Sexualized depictions of child actors are inappropriate and unwelcome

By Sarah C. Mcketta

I hate to admit to reading AOL News, but recently, a rather controversial article popped up in its circulating headlines. Daniel Radcliffe—the precocious, Elijah Wood look-alike who plays the title role in the Harry Potter movies—will be starring in a London production of “Equus” this month. The play is famous for its combination of gruesome animal violence and sexual overtones—and its full-frontal nude scene. Publicity photos for the play feature half-naked shots of Radcliffe, now 17, sporting chiseled abs and bronzer, sensually stroking a white horse.

Yikes.

While I concede that Radcliffe has every right to branch out, these publicity images don’t sit well with me. Perhaps it’s because the Harry Potter series is still being filmed, or because he’s underage (by American law at least), but something about these provocative photos of the world’s favorite boy-wizard is just creepy. I have no objections to his being in this play—“Equus” is one of the best plays I’ve ever seen—but its publicity campaign somehow cuts a little too close to the bone. The problem is that his status as a pseudo-sex-symbol was suggested even before these photos were taken: Harry Potter was already a little too sexy.

Harry Potter as a literary icon, of course, is not a sex symbol for many of the series’ readers (except perhaps the tweens). But the transition from the page to the screen has led to the over-sexing of our young hero. The whole thing has become just a little too Hollywood, a little too perfect.

Harry Potter, in the novels, is a gawky nerd with huge round glasses who hangs around with a bunch of outcasts. He spent most of his childhood being pummeled by his meathead cousin; he had an embarrassing first kiss experience; and he doesn’t entirely understand how to keep his hair combed. He appeals to the nerd in all of us. Harry Potter as a character has never tried to be cool or sought to be in any way attractive—which is why we love him so much.

Granted, Harry is incompetently pursuing girls by the sixth book—most sixteen year-old boys are—but he is not intended in any way to arouse the reader. Harry’s sexuality is just as much as part of the growing process, and just as much a source of reader empathy, as is his cracking voice and teen angst.

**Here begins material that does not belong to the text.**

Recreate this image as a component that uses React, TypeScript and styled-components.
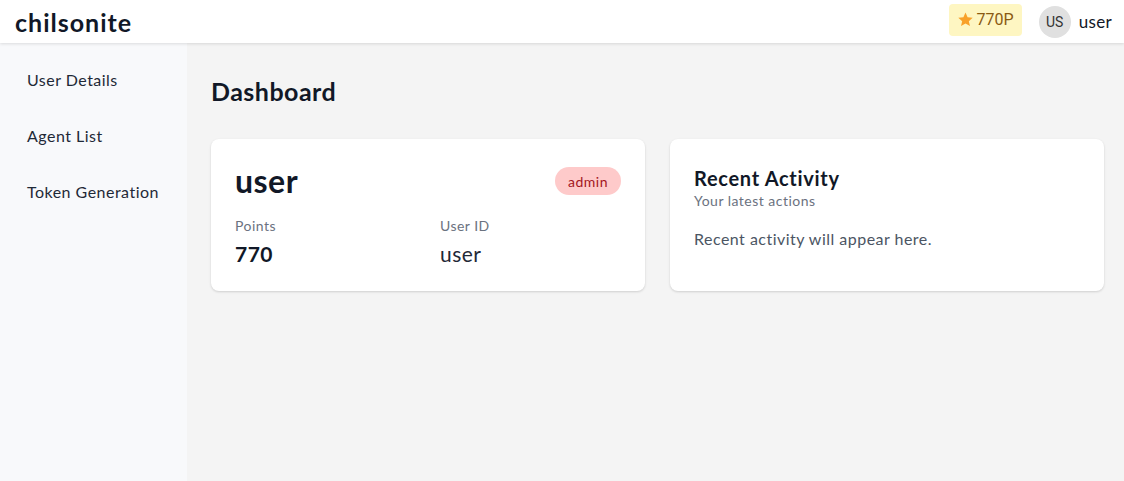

So when, on screen, this loveable character is suddenly sporting a six-pack or made up to look gorgeous, it feels unnatural and cheap. In the fourth movie, for example, an entire scene is dedicated to a female character trying to spy on him in the bath, and all the action scenes glorify his physique. In transfer from page to screen, Harry has become the brooding teenage hunk, fitting into the cheap, star-studded framework of Hollywood aesthetics. In the novel, Harry is exceptional for being a bookish hero; in the movie, for being some sort of jailbait Adonis. Even worse, the supporting actors—creepy Alan Rickman and noseless Ralph Fiennes—are beautiful people who have fun dressing down. Yet for the child protagonists, good looks are a must.

The whole affair represents something sordid about our obsession with on-screen perfection. We have moved from adult admiration of Marilyn Monroe’s alabaster complexion to perfectly crafted and precociously sexualized children. I don’t like to think where Hollywood will take us next.

Sarah C. McKetta ’09, a Crimson editorial editor, is an anthropology concentrator in Winthrop House.